** EXERCISE TASK **
Repeat exactly the lines from the start through the line with "h-[102px] w-full rounded-[15px]", both ends included.

** MATERIAL **
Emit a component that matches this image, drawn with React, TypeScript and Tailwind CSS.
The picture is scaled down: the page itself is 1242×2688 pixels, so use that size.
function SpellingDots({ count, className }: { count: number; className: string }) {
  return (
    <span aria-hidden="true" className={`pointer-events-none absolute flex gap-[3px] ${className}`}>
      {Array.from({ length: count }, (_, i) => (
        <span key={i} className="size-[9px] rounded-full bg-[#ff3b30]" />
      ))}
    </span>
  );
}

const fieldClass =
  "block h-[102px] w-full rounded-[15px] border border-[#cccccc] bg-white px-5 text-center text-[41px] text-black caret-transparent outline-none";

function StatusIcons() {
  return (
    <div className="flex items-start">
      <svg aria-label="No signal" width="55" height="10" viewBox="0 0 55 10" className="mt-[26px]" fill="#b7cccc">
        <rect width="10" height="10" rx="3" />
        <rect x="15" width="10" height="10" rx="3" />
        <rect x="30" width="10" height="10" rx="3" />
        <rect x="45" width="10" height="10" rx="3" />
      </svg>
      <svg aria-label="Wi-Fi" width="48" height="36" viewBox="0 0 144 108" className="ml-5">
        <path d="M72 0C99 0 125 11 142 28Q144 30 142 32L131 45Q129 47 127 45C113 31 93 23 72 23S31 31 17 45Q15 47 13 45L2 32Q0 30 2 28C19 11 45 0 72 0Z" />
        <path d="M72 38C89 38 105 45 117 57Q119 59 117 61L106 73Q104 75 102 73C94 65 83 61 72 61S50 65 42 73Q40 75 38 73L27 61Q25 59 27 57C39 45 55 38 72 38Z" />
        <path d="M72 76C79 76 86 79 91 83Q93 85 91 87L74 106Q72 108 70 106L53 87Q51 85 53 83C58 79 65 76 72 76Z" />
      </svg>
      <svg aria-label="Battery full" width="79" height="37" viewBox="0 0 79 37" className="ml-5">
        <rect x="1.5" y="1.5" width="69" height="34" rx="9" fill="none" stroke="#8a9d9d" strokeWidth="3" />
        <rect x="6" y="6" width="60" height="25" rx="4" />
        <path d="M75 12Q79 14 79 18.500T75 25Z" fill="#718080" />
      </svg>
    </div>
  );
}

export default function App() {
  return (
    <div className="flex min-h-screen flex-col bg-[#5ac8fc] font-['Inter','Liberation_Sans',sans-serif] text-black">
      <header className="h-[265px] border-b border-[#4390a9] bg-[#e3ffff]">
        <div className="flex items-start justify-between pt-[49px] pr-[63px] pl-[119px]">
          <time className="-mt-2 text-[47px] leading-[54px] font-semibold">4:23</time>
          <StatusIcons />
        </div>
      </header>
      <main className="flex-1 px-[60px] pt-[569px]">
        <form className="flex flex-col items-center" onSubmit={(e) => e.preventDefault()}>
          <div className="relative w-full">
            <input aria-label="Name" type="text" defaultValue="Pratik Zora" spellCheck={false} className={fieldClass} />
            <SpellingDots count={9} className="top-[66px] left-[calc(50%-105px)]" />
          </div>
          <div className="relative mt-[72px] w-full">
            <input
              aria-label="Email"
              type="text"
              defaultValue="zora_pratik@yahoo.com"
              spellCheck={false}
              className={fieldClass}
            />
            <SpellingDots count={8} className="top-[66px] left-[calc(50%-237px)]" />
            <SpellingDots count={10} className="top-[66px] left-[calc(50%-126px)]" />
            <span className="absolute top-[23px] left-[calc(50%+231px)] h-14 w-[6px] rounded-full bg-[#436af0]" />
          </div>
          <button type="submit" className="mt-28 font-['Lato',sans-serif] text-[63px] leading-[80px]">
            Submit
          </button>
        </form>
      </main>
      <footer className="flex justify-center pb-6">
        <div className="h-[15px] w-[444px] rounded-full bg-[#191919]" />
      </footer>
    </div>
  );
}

** SOLUTION TO THIS TASK **
Emit a component that matches this image, drawn with React, TypeScript and Tailwind CSS.
The picture is scaled down: the page itself is 1242×2688 pixels, so use that size.
function SpellingDots({ count, className }: { count: number; className: string }) {
  return (
    <span aria-hidden="true" className={`pointer-events-none absolute flex gap-[3px] ${className}`}>
      {Array.from({ length: count }, (_, i) => (
        <span key={i} className="size-[9px] rounded-full bg-[#ff3b30]" />
      ))}
    </span>
  );
}

const fieldClass =
  "block h-[102px] w-full rounded-[15px] border border-[#cccccc] bg-white px-5 text-center text-[41px] text-black caret-transparent outline-none";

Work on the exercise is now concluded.